▶ Web page code records:
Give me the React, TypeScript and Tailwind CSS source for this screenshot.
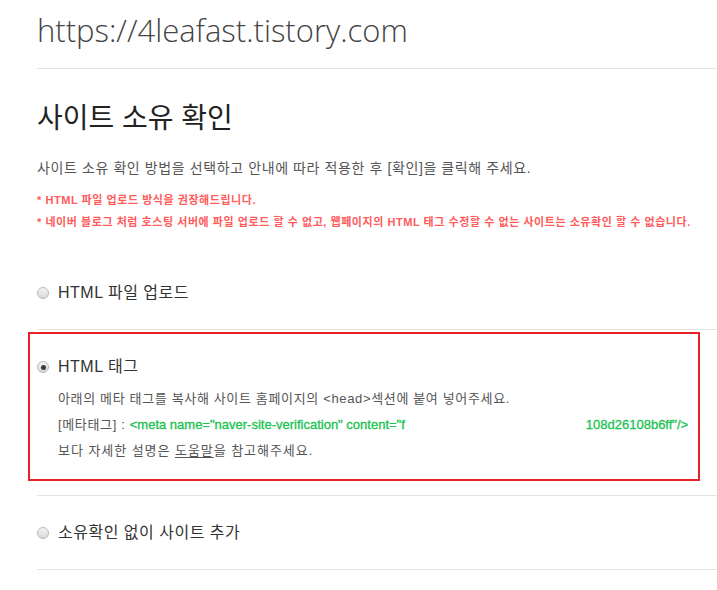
import React from "react";

function Radio({ checked }: { checked?: boolean }) {
  return (
    <span className="relative inline-flex h-[12px] w-[12px] shrink-0 items-center justify-center rounded-full border border-[#b9b9b9] bg-gradient-to-b from-[#f4f4f4] to-[#d9d9d9]">
      {checked && <span className="h-[5px] w-[5px] rounded-full bg-[#3a3a3a]" />}
    </span>
  );
}

export default function App() {
  const body = { fontFamily: '"Liberation Sans", "Noto Sans CJK KR", sans-serif' };
  return (
    <div className="relative min-h-[590px] w-full overflow-hidden bg-white pl-[37px]" style={body}>
      <div className="h-[69px] border-b border-[#e5e5e5] pt-[11px]">
        <h1
          className="text-[31px] leading-[38px] font-light text-[#444]"
          style={{ fontFamily: '"Open Sans", "Noto Sans", sans-serif' }}
        >
          https://4leafast.tistory.com
        </h1>
      </div>

      <h2 className="mt-[32px] text-[28px] leading-[36px] text-[#222]">사이트 소유 확인</h2>
      <p className="mt-[21px] text-[14px] leading-[20px] tracking-[0.6px] text-[#555]">
        사이트 소유 확인 방법을 선택하고 안내에 따라 적용한 후 [확인]을 클릭해 주세요.
      </p>
      <p className="mt-[12px] text-[11px] leading-[20px] font-bold tracking-[0.55px] text-[#ff5b5b]">
        * HTML 파일 업로드 방식을 권장해드립니다.
      </p>
      <p className="mt-[2px] whitespace-nowrap text-[11px] leading-[20px] font-bold tracking-[0.55px] text-[#ff5b5b]">
        * 네이버 블로그 처럼 호스팅 서버에 파일 업로드 할 수 없고, 웹페이지의 HTML 태그 수정할 수 없는 사이트는 소유확인 할 수 없습니다.
      </p>

      <div className="mt-[49px] border-b border-[#e5e5e5] pb-[24px]">
        <div className="flex h-[24px] items-center gap-[9px] text-[16px] tracking-[0.5px] text-[#333]">
          <Radio />
          <span>HTML 파일 업로드</span>
        </div>
      </div>

      <div className="border-b border-[#e5e5e5] pt-[25px] pb-[31px]">
        <div className="flex h-[24px] items-center gap-[9px] text-[16px] tracking-[0.5px] text-[#333]">
          <Radio checked />
          <span>HTML 태그</span>
        </div>
        <div className="mt-[7px] pl-[21px] text-[13px] leading-[26px] text-[#555]">
          <p className="tracking-[0.65px]">
            아래의 메타 태그를 복사해 사이트 홈페이지의 &lt;head&gt;섹션에 붙여 넣어주세요.
          </p>
          <p className="whitespace-nowrap">
            <span className="tracking-[0.65px]">[메타태그] : </span>
            <span className="text-[#17c24f] [-webkit-text-stroke:0.3px_#17c24f]">
              &lt;meta name="naver-site-verification" content="f
            </span>
            <span className="ml-[181px] text-[#17c24f] [-webkit-text-stroke:0.3px_#17c24f]">
              108d26108b6ff"/&gt;
            </span>
          </p>
          <p className="tracking-[0.95px]">
            보다 자세한 설명은 <span className="underline underline-offset-2">도움말</span>을 참고해주세요.
          </p>
        </div>
      </div>

      <div className="border-b border-[#e5e5e5] pt-[25px] pb-[24px]">
        <div className="flex h-[24px] items-center gap-[9px] text-[16px] tracking-[0.5px] text-[#333]">
          <Radio />
          <span>소유확인 없이 사이트 추가</span>
        </div>
      </div>

      <div className="pointer-events-none absolute left-[28px] top-[332px] h-[149px] w-[672px] border-2 border-[#e8212b]" />
    </div>
  );
}
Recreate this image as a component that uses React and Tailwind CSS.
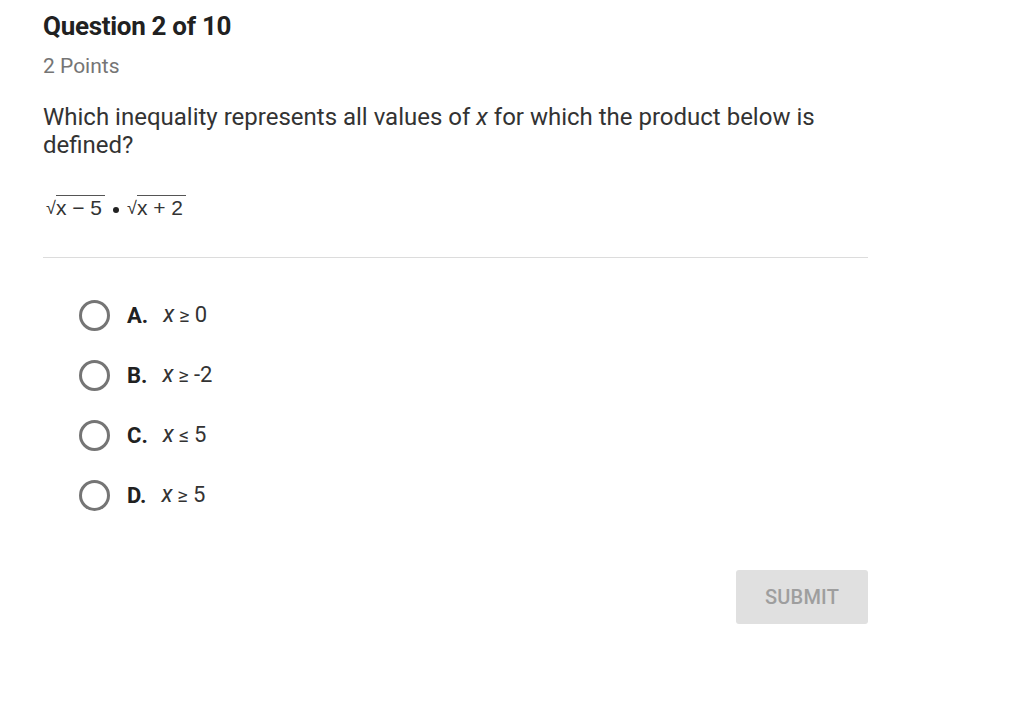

▶ Task requirements: Each line that has the word "React" should be copied.

▶ Result:
Give me the React, TypeScript and Tailwind CSS source for this screenshot.
import React from "react";
Recreate this image as a component that uses React and Tailwind CSS.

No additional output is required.